Türkiye’nin gündemindeki nükleer santral yatırımını sektör açısından değerlendiren Kerim Gürkan, bu kapsamda DASK kontrolünde bir ‘nükleer sigorta teminat havuzu’ kurulacağını belirtti. Gürkan, “Riskleri büyük olduğu için tüm dünyada bu iş böyle yapılıyor. Bugün dünya genelinde faaliyette olan 480 nükleer santral için 28 havuz var. Paris Konvansiyonu’na tabi bu havuz kısa sürede kurulacak. Havuzun reasürans brokerliğini ve danışmanlığını biz yapıyoruz. Üreticinin sorumlu olacağı teminat büyüklüğü 700 milyon euro olacak. Üçüncü kişilere karşı sorumluluk ve bunun başlangıç kısmı önemli bu sigortanın” dedi. Ayrıca Türkiye’de yeni yeni gelişen parametrik sigortalara özel önem veren Kerim Gürkan, şunları anlattı: “Özellikle yenilebilir enerji; rüzgar enerjisi santralları (RES) ve güneş enerjisi santralları (GES) yatırımcıları için çok önemli. Ancak bu sigorta türü yatırımcılar ve bankacılar tarafından çok bilinmiyor. Oysa bu sigorta sayesinde güneşli gün sayısı, rüzgar hızı gibi belirlenmiş parametreler dahilinde oluşan zararı sigorta şirketleri ödüyor. Böylece yatırımcıların riski ve nakiş akışını yönetmesi kolaylaşıyor. Uzun vadeli bakış açısı getiriyor. Banka kredisi almayı da olumlu etkisi oluyor. Maliyet azalıyor. Bu sigorta için gereken teknolojik altyapıyı da sigorta şirketleri sunuyor.”
Servet ve Kerim Gürkan’a göre kefalet sigortasıyla ilgili yeni düzenlemeler, parametrik sigortalar gibi yenilikler sigortacılığa sınıf atlatacak konular.
"Trafikte tartışma bitmez"
Trafik sigortasıyla ilgili güncel gelişmeleri yorumlayan Servet Gürkan, bu konudaki tartışmanın bitmeyeceğini vurgulayarak şöyle devam etti: “Çünkü tarafların bakış açıları paralel değil. Farklılıklar çok. Ayrıca ‘kâr ediyor, zarar ediyor, zarar etmiyor’ diye tartışma olmaz. Çünkü bu iş bir matematik işi.
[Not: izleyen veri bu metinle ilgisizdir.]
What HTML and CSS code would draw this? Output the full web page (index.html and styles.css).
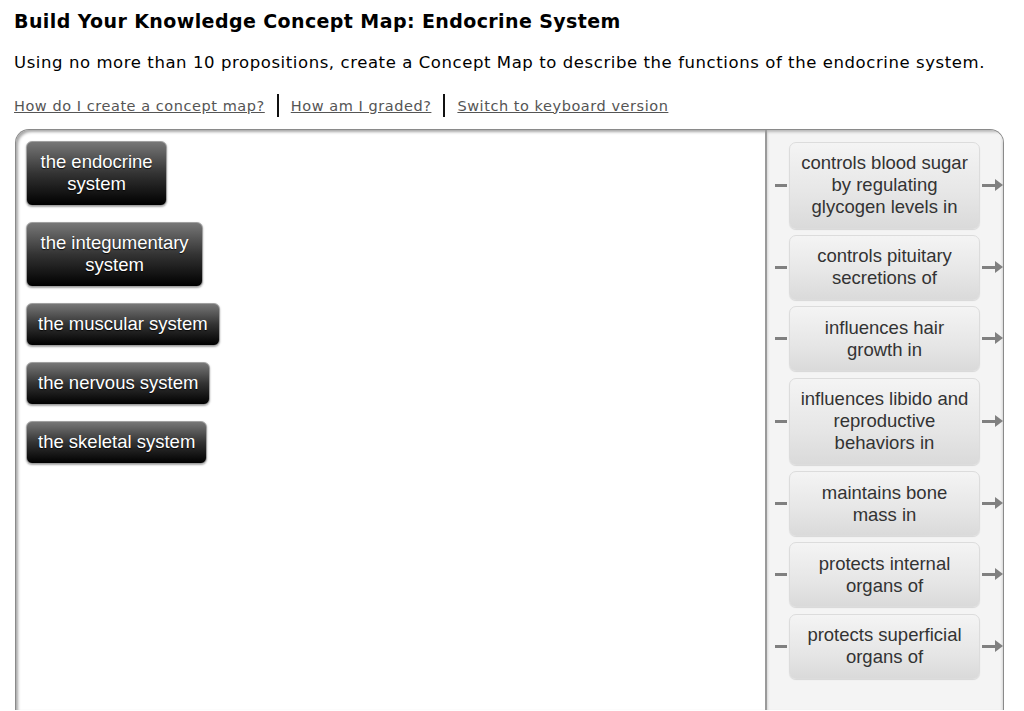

Bunun da ancak yanılma payı olur. Bu konunun sürekli gündemde kalması ise sektörü gelişme anlamında yavaşlatıyor. Ancak Türkiye Sigorta Birliği’nin yeni yönetimi bu konuda önemli çalışmalar yapıyor.”
“Varlık fonu reasürans kurmak için kullanılabilir"
Sigorta sektörünün ana girdisinin sermaye olduğunu belirten Kerim Gürkan, bu kapsamda Varlık Fonu’nun bir reasürans kurmak için de kullanılabileceğini ifade etti. Reasürans alanındaki yatırımların eksikliğe dikkat çeken Kerim Gürkan, “Varlık Fonu üzerinden bir reasürans havuz yaratılabilir. Buna çok uygun” dedi. Servet Gürkan ise Türkiye’nin özellikle bölgesel anlamda bir ‘sigorta hub’ı olması gerektiğine işaret ederek şöyle devam etti: “Mali durum yeterlidir’ dendiğinde para, sermaye oraya gelir. Oysa bu tür işlerde bir şirketin notunun tavanı ülke notudur. Bu da şirketlerin iş yapma şansını azaltıyor. Varlık Fonu ise bunu ortadan kaldırıyor. Varlık Fonu üzerinden KGF’ye benzer bir reasürans havuzu kurulabilir. Bu yurtdışına açılmak için de lazım. Varlık Fonu’ya bu konuyu görüştük.” Servet Gürkan bu tür bir havuzun hizmet ihracı anlamına da geleceğini kaydetti.